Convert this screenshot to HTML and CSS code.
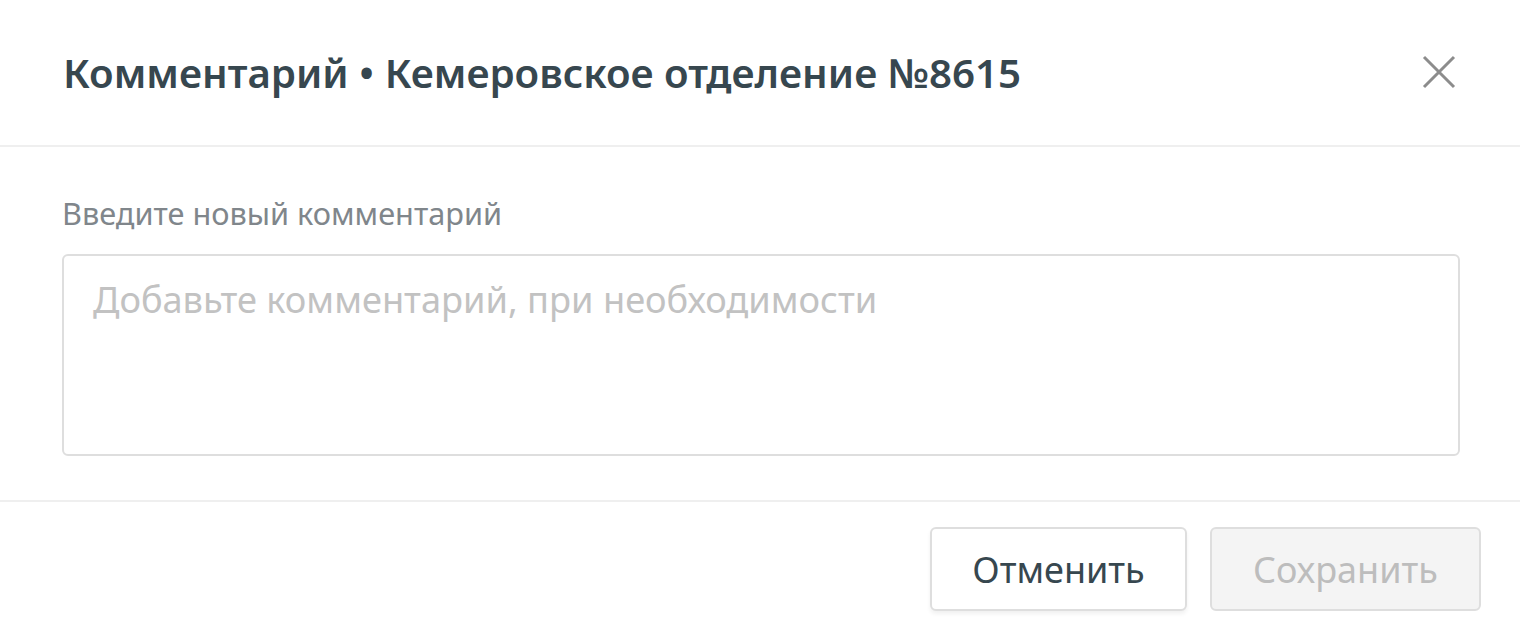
FILE: index.html
```html
<!DOCTYPE html>
<html lang="ru">
<head>
<meta charset="utf-8">
<title>Комментарий</title>
<link rel="stylesheet" href="styles.css">
</head>
<body>
<div class="modal">
  <header class="modal-header">
    <h1 class="modal-title">Комментарий • Кемеровское отделение №8615</h1>
    <button class="close" aria-label="Закрыть">
      <svg width="34" height="34" viewBox="0 0 34 34"><path d="M2 2 L32 32 M32 2 L2 32" stroke="#8c8c8c" stroke-width="3" fill="none"/></svg>
    </button>
  </header>
  <section class="modal-body">
    <label class="field-label" for="c">Введите новый комментарий</label>
    <textarea id="c" class="field" placeholder="Добавьте комментарий, при необходимости"></textarea>
  </section>
  <footer class="modal-footer">
    <button class="btn btn-cancel">Отменить</button>
    <button class="btn btn-save" disabled>Сохранить</button>
  </footer>
</div>
</body>
</html>
```
FILE: styles.css
```css
html, body {
  margin: 0;
  padding: 0;
  background: #fff;
}
body {
  font-family: "Noto Sans", "Open Sans", sans-serif;
}
.modal {
  width: 1520px;
  height: 632px;
  display: flex;
  flex-direction: column;
}
.modal-header {
  height: 147px;
  flex: none;
  box-sizing: border-box;
  border-bottom: 2px solid #efefef;
  display: flex;
  align-items: center;
  justify-content: space-between;
  padding: 0 64px 0 63px;
}
.modal-title {
  margin: 0;
  font-size: 40.25px;
  font-weight: 600;
  color: #37474f;
  letter-spacing: 0;
}
.close {
  border: 0;
  background: none;
  padding: 0;
  width: 34px;
  height: 34px;
  display: flex;
  margin-bottom: 1px;
}
.modal-body {
  padding: 46px 60px 0 62px;
  display: flex;
  flex-direction: column;
  height: 355px;
  flex: none;
  box-sizing: border-box;
  border-bottom: 2px solid #efefef;
}
.field-label {
  font-size: 30.7px;
  line-height: 40px;
  color: #80868b;
  margin-bottom: 21px;
}
.field {
  width: 1398px;
  height: 202px;
  box-sizing: border-box;
  border: 2px solid #dedede;
  border-radius: 6px;
  padding: 18px 29px;
  font-family: inherit;
  font-size: 36.2px;
  resize: none;
  outline: none;
}
.field::placeholder {
  color: #c2c2c2;
}
.modal-footer {
  display: flex;
  justify-content: flex-end;
  gap: 23px;
  padding: 25px 39px 0 0;
}
.btn {
  height: 84px;
  box-sizing: border-box;
  border: 2px solid #dedede;
  border-radius: 6px;
  font-family: inherit;
  font-size: 36px;
  padding: 0;
}
.btn-cancel {
  width: 257px;
  background: #fff;
  color: #37474f;
  box-shadow: 0 3px 4px rgba(0,0,0,0.06);
}
.btn-save {
  width: 271px;
  background: #f4f4f4;
  color: #bdbdbd;
}
```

● **Problem to solve**: Exactly as written, return every line of the listing, but not the pictures.

● **Correct result**:
Convert this screenshot to HTML and CSS code.
FILE: index.html
```html
<!DOCTYPE html>
<html lang="ru">
<head>
<meta charset="utf-8">
<title>Комментарий</title>
<link rel="stylesheet" href="styles.css">
</head>
<body>
<div class="modal">
  <header class="modal-header">
    <h1 class="modal-title">Комментарий • Кемеровское отделение №8615</h1>
    <button class="close" aria-label="Закрыть">
      <svg width="34" height="34" viewBox="0 0 34 34"><path d="M2 2 L32 32 M32 2 L2 32" stroke="#8c8c8c" stroke-width="3" fill="none"/></svg>
    </button>
  </header>
  <section class="modal-body">
    <label class="field-label" for="c">Введите новый комментарий</label>
    <textarea id="c" class="field" placeholder="Добавьте комментарий, при необходимости"></textarea>
  </section>
  <footer class="modal-footer">
    <button class="btn btn-cancel">Отменить</button>
    <button class="btn btn-save" disabled>Сохранить</button>
  </footer>
</div>
</body>
</html>
```
FILE: styles.css
```css
html, body {
  margin: 0;
  padding: 0;
  background: #fff;
}
body {
  font-family: "Noto Sans", "Open Sans", sans-serif;
}
.modal {
  width: 1520px;
  height: 632px;
  display: flex;
  flex-direction: column;
}
.modal-header {
  height: 147px;
  flex: none;
  box-sizing: border-box;
  border-bottom: 2px solid #efefef;
  display: flex;
  align-items: center;
  justify-content: space-between;
  padding: 0 64px 0 63px;
}
.modal-title {
  margin: 0;
  font-size: 40.25px;
  font-weight: 600;
  color: #37474f;
  letter-spacing: 0;
}
.close {
  border: 0;
  background: none;
  padding: 0;
  width: 34px;
  height: 34px;
  display: flex;
  margin-bottom: 1px;
}
.modal-body {
  padding: 46px 60px 0 62px;
  display: flex;
  flex-direction: column;
  height: 355px;
  flex: none;
  box-sizing: border-box;
  border-bottom: 2px solid #efefef;
}
.field-label {
  font-size: 30.7px;
  line-height: 40px;
  color: #80868b;
  margin-bottom: 21px;
}
.field {
  width: 1398px;
  height: 202px;
  box-sizing: border-box;
  border: 2px solid #dedede;
  border-radius: 6px;
  padding: 18px 29px;
  font-family: inherit;
  font-size: 36.2px;
  resize: none;
  outline: none;
}
.field::placeholder {
  color: #c2c2c2;
}
.modal-footer {
  display: flex;
  justify-content: flex-end;
  gap: 23px;
  padding: 25px 39px 0 0;
}
.btn {
  height: 84px;
  box-sizing: border-box;
  border: 2px solid #dedede;
  border-radius: 6px;
  font-family: inherit;
  font-size: 36px;
  padding: 0;
}
.btn-cancel {
  width: 257px;
  background: #fff;
  color: #37474f;
  box-shadow: 0 3px 4px rgba(0,0,0,0.06);
}
.btn-save {
  width: 271px;
  background: #f4f4f4;
  color: #bdbdbd;
}
```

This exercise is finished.